Ethel Smyth kehrt tradierte Rollen auf der Opernbühne um: kein Mann, sondern eine Frau übt hier sexualisierte Gewalt aus. Kein Wunder bei einer Komponistin, die sich gegen alle gesellschaftlichen Widerstände durchsetzte und engagiert für Frauenrechte stritt. Smyth war offen lesbisch, verkehrte mit Clara Schumann, Edvard Grieg und Johannes Brahms, war befreundet mit Virginia Woolf.
Souverän lässt ihre Partitur Naturlaut, Romantik und Leidenschaft Klang werden, zaubert Meistersinger-Glanz und harfenumrauschte Seligkeiten aus dem Orchester. Das Libretto, das sie selbst schrieb, kippt zuweilen recht unvermittelt ins Hymnische. Smyth will der Vergänglichkeit menschlicher Leidenschaften die ewige Natur entgegensetzen. Aber die wiederholte Anrufung des „heiligen Waldes“ wirkt auf heutige Ohren zuweilen schwülstig.
Die Regie zeigt in diesem Teil vier rothaarige Frauengestalten, die sich auffallend ähneln. Hat die namenlose Frau aus Erwartung sich aufgespalten? Sind sie, Röschen, Jolanthe und ein rothaariges Kind womöglich nur Persönlichkeitsanteile ein und desselben Menschen? Schmitt treibt ein intelligentes mit den Figuren und Symbolen: Wer würde bei einer Frau, die ein Beil schwenkt, nicht an die 1909 uraufgeführte Elektra von Richard Strauss denken? Das sind spannende Assoziationen, aber für einen „Psychothriller“, als der die Oper beworben wird, ist das Tempo denn doch zu ruhig.
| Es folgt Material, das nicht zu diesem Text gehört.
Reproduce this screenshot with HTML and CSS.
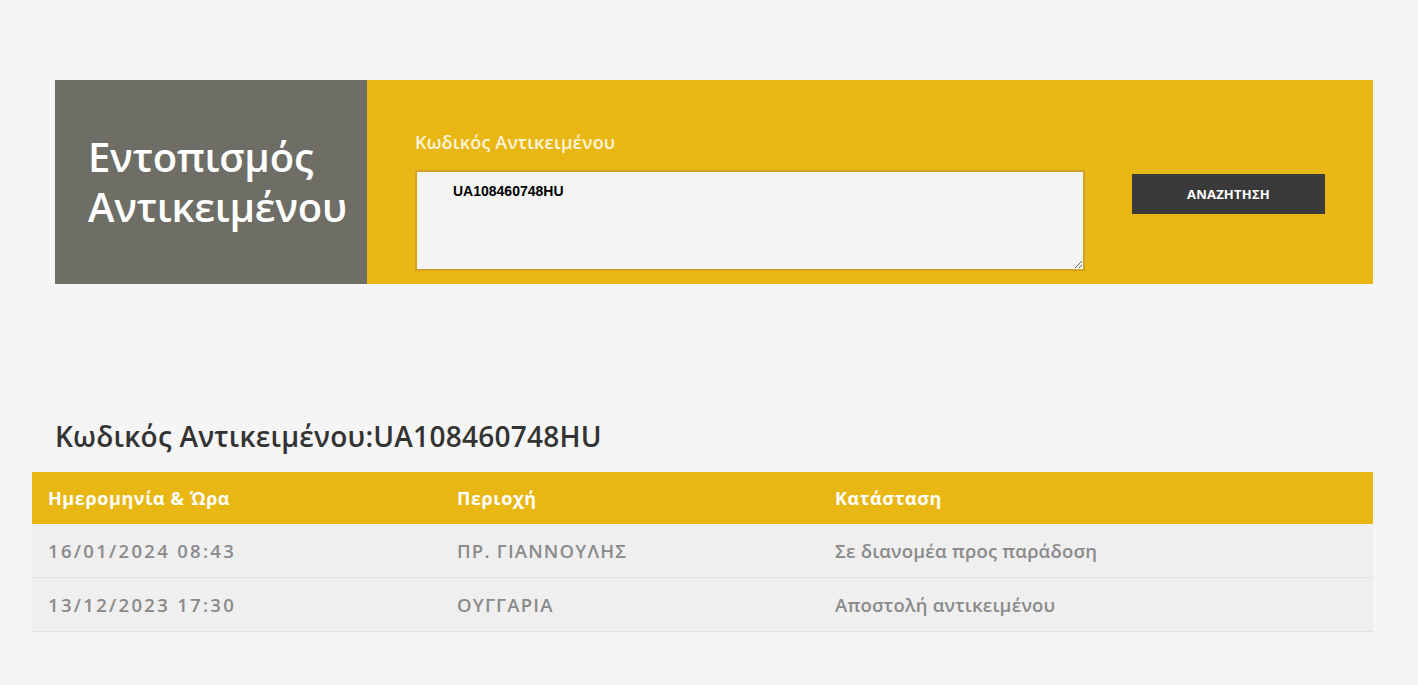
FILE: index.html
```html
<!DOCTYPE html>
<html lang="el">
<head>
<meta charset="utf-8">
<title>Εντοπισμός Αντικειμένου</title>
<link rel="stylesheet" href="styles.css">
</head>
<body>
<div class="page">
  <section class="banner">
    <div class="banner-title">
      <h1>Εντοπισμός<br>Αντικειμένου</h1>
    </div>
    <form class="banner-form">
      <div class="field">
        <label class="field-label" for="code">Κωδικός Αντικειμένου</label>
        <textarea id="code" class="code-input">UA108460748HU</textarea>
      </div>
      <button type="button" class="search-btn">ΑΝΑΖΗΤΗΣΗ</button>
    </form>
  </section>

  <h2 class="result-title">Κωδικός Αντικειμένου:UA108460748HU</h2>

  <div class="table">
    <div class="row head">
      <div class="cell">Ημερομηνία &amp; Ώρα</div>
      <div class="cell">Περιοχή</div>
      <div class="cell">Κατάσταση</div>
    </div>
    <div class="row">
      <div class="cell date">16/01/2024 08:43</div>
      <div class="cell caps">ΠΡ. ΓΙΑΝΝΟΥΛΗΣ</div>
      <div class="cell">Σε διανομέα προς παράδοση</div>
    </div>
    <div class="row">
      <div class="cell date">13/12/2023 17:30</div>
      <div class="cell caps">ΟΥΓΓΑΡΙΑ</div>
      <div class="cell">Αποστολή αντικειμένου</div>
    </div>
  </div>
</div>
</body>
</html>
```
FILE: styles.css
```css
* { box-sizing: border-box; }
html, body {
  margin: 0;
  padding: 0;
  background: #f5f5f5;
  font-family: "Open Sans", "Noto Sans", sans-serif;
}
.page {
  padding: 80px 45px 0 32px;
}
.banner {
  display: flex;
  height: 204px;
  margin-left: 23px;
  background: #e9b714;
}
.banner-title {
  width: 312px;
  flex: none;
  background: #6e6e66;
  padding: 52px 0 0 33px;
}
.banner-title h1 {
  margin: 0;
  color: #fff;
  font-size: 40px;
  line-height: 50px;
  font-weight: 600;
  letter-spacing: -0.2px;
}
.banner-form {
  flex: 1;
  display: flex;
  padding: 0 48px 0 48px;
  gap: 47px;
  align-items: flex-start;
}
.field {
  display: flex;
  flex-direction: column;
  width: 670px;
  padding-top: 51px;
}
.field-label {
  color: #fcf5dc;
  font-size: 18px;
  font-weight: 600;
  line-height: 22px;
  margin-bottom: 17px;
  letter-spacing: 0.2px;
}
.code-input {
  width: 670px;
  height: 101px;
  border: 2px solid #d5a21f;
  background: #f4f4f4;
  padding: 11px 36px;
  font-family: "Liberation Sans", Arial, sans-serif;
  font-weight: bold;
  font-size: 14px;
  color: #000;
  resize: both;
  outline: none;
}
.search-btn {
  margin-top: 94px;
  width: 193px;
  height: 40px;
  background: #3a3a3a;
  border: none;
  color: #fff;
  font-family: "Open Sans", sans-serif;
  font-weight: 700;
  font-size: 13px;
  letter-spacing: 0.2px;
}
.result-title {
  margin: 136px 0 0 23px;
  font-size: 28px;
  font-weight: 600;
  color: #333;
  line-height: 32px;
  height: 52px;
  letter-spacing: 0.25px;
}
.table {
  width: 1341px;
}
.row {
  display: grid;
  grid-template-columns: 409px 378px 1fr;
  height: 54px;
  align-items: center;
  background: #efefef;
  border-bottom: 1px solid #e2e2e2;
}
.row.head {
  height: 52px;
  background: #e9b714;
  border-bottom: none;
}
.cell {
  padding-left: 16px;
  font-size: 18.5px;
  font-weight: 600;
  color: #8a8a8a;
  letter-spacing: 0.2px;
}
.cell.date {
  letter-spacing: 2.3px;
}
.cell.caps {
  letter-spacing: 1.2px;
}
.row.head .cell {
  color: #fff;
  font-weight: 700;
  font-size: 18px;
  letter-spacing: 0.6px;
}
```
Musikalisch haben die anderthalb Stunden es in sich. Sie zu stemmen, ist eine Herausforderung für alle Beteiligten. In den Gesangspartien spiegeln sich zunächst übersteigerte Erregungszustände, dann wuchtige Dramatik. Das Sinfonieorchester Wuppertal muss von der expressiven, psychologisch aufgeladenen Tonsprache Arnold Schönbergs in die üppige Romantik von Ethel Smyth finden. Was am Premierenabend geboten wird, ist vorzüglich differenziert und vielfältig. Was immer durch Schönbergs Partitur schauert, zärtlich oder angstfahl, leidenschaftlich oder hysterisch: Patrick Hahn und das Orchester leuchten es aus, dass es für zwei Hitchcock-Filme reichen würde.
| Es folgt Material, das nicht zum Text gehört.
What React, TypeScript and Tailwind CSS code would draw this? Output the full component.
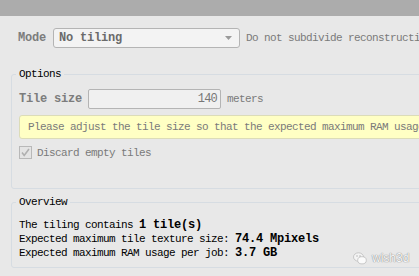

Als Gast formt die Mezzosopranistin Hanna Larissa Naujoks Schönbergs Monodram zu einer grandiosen Wahnsinnsszene. Die gelingt ihr wie aus einem Guss. Sie beherrscht verschüchtert-fragile Nuancen, aber die Erregungsschübe, in die sie sich hineinsteigert – singend stammelnd, denn fast alle Sätze im Libretto sind abgerissen – wirken wie eine Fortschreibung der Salome von Richard Strauss.
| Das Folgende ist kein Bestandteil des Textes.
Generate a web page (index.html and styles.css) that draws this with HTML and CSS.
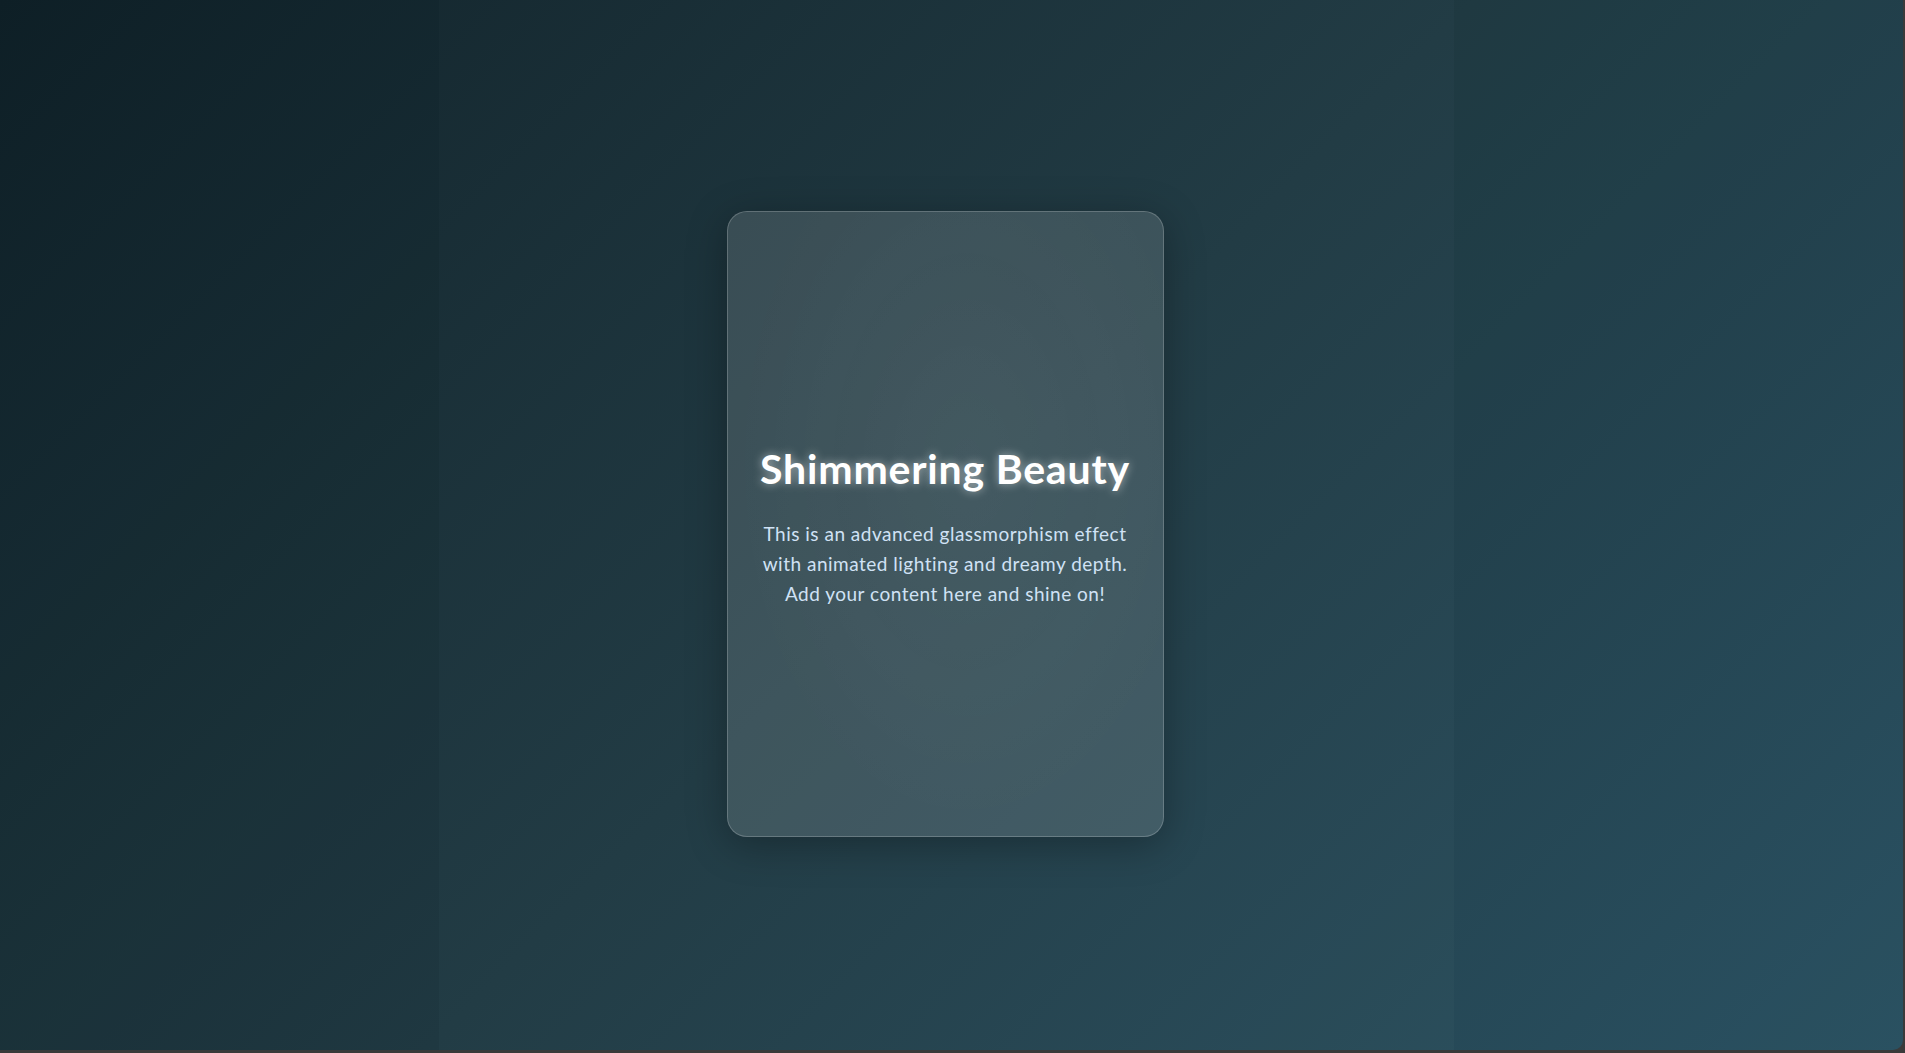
FILE: index.html
```html
<!DOCTYPE html>
<html lang="en">
<head>
<meta charset="utf-8">
<title>Shimmering Beauty</title>
<link rel="stylesheet" href="styles.css">
</head>
<body>
<div class="screen">
  <div class="side side-left"></div>
  <main class="stage">
    <section class="card">
      <h1 class="card-title">Shimmering Beauty</h1>
      <p class="card-text">This is an advanced glassmorphism effect<br>with animated lighting and dreamy depth.<br>Add your content here and shine on!</p>
    </section>
  </main>
  <div class="side side-right"></div>
</div>
</body>
</html>
```

FILE: styles.css
```css
html, body {
  margin: 0;
  padding: 0;
  height: 100%;
}
body {
  background: #3a3a3a;
  overflow: hidden;
  font-family: Lato, "Open Sans", "Noto Sans", sans-serif;
}
.screen {
  width: calc(100% - 2px);
  height: calc(100% - 3px);
  border-bottom-right-radius: 10px;
  overflow: hidden;
  background: linear-gradient(135deg, #0f2027 0%, #203a43 50%, #2c5364 100%);
  display: grid;
  grid-template-columns: 439px 1015px 1fr;
}
.side-left {
  background: rgba(0, 0, 0, 0.02);
}
.side-right {
  background: rgba(0, 20, 40, 0.03);
}
.stage {
  display: flex;
  align-items: center;
  justify-content: center;
  padding-bottom: 3px;
  padding-right: 3px;
  background: rgba(255, 255, 255, 0.012);
}
.card {
  box-sizing: border-box;
  width: 437px;
  height: 626px;
  border-radius: 20px;
  border: 1px solid rgba(255, 255, 255, 0.2);
  background:
    radial-gradient(ellipse at 55% 40%, rgba(255, 255, 255, 0.03), rgba(255, 255, 255, 0) 70%),
    rgba(255, 255, 255, 0.13);
  box-shadow: 0 8px 40px rgba(0, 0, 0, 0.3);
  display: flex;
  flex-direction: column;
  align-items: center;
  justify-content: center;
  padding: 6px 10px 0;
  text-align: center;
}
.card-title {
  margin: 0 0 26px;
  font-size: 41px;
  font-weight: 700;
  letter-spacing: 0.8px;
  line-height: 48px;
  color: #ffffff;
  text-shadow: 0 0 10px rgba(255, 255, 255, 0.55);
  white-space: nowrap;
}
.card-text {
  margin: 0;
  font-size: 19px;
  letter-spacing: 0.5px;
  line-height: 30px;
  color: #d0e2f5;
  white-space: nowrap;
}
```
Opern- und Extrachor der Wuppertaler Bühnen treten in Der Wald als bedrückend ambivalente Dorfgemeinschaft auf. Fröhliche Feierlaune kann jeden Moment umschlagen in gehässiges Getuschel und Drohgebärden. Mit diesem stimmstarken Kollektiv ist nicht zu spaßen, das ist auch Röschen von Beginn an klar. Mariya Taniguchi (als Gast) ist mit leidenschaftlichen Sopranhöhen die Gegenspielerin von Jolanthe, die Edith Grossman mit der voluminösen, herrisch-durchschlagenden Attitüde einer Ortrud zeichnet. Die Männer halten eindrucksvoll gegen: Sangmin Jeon (Heinrich) bringt eine Strahlkraft ein, die ins Heldische geht, Samueol Park (Landgraf Rudolf, als Gast) einen saftig-sonoren Bariton, der aus der Nebenpartie ein kleines Ereignis macht.
Wenn eine Regie, die echte Gedankenarbeit geleistet hat, musikalisch so beglaubigt wird, rundet sich Musiktheater zu dem Gesamtkunstwerk, das es sein sollte. Das Publikum dankt es mit auffallend einhelligem, begeistertem Beifall.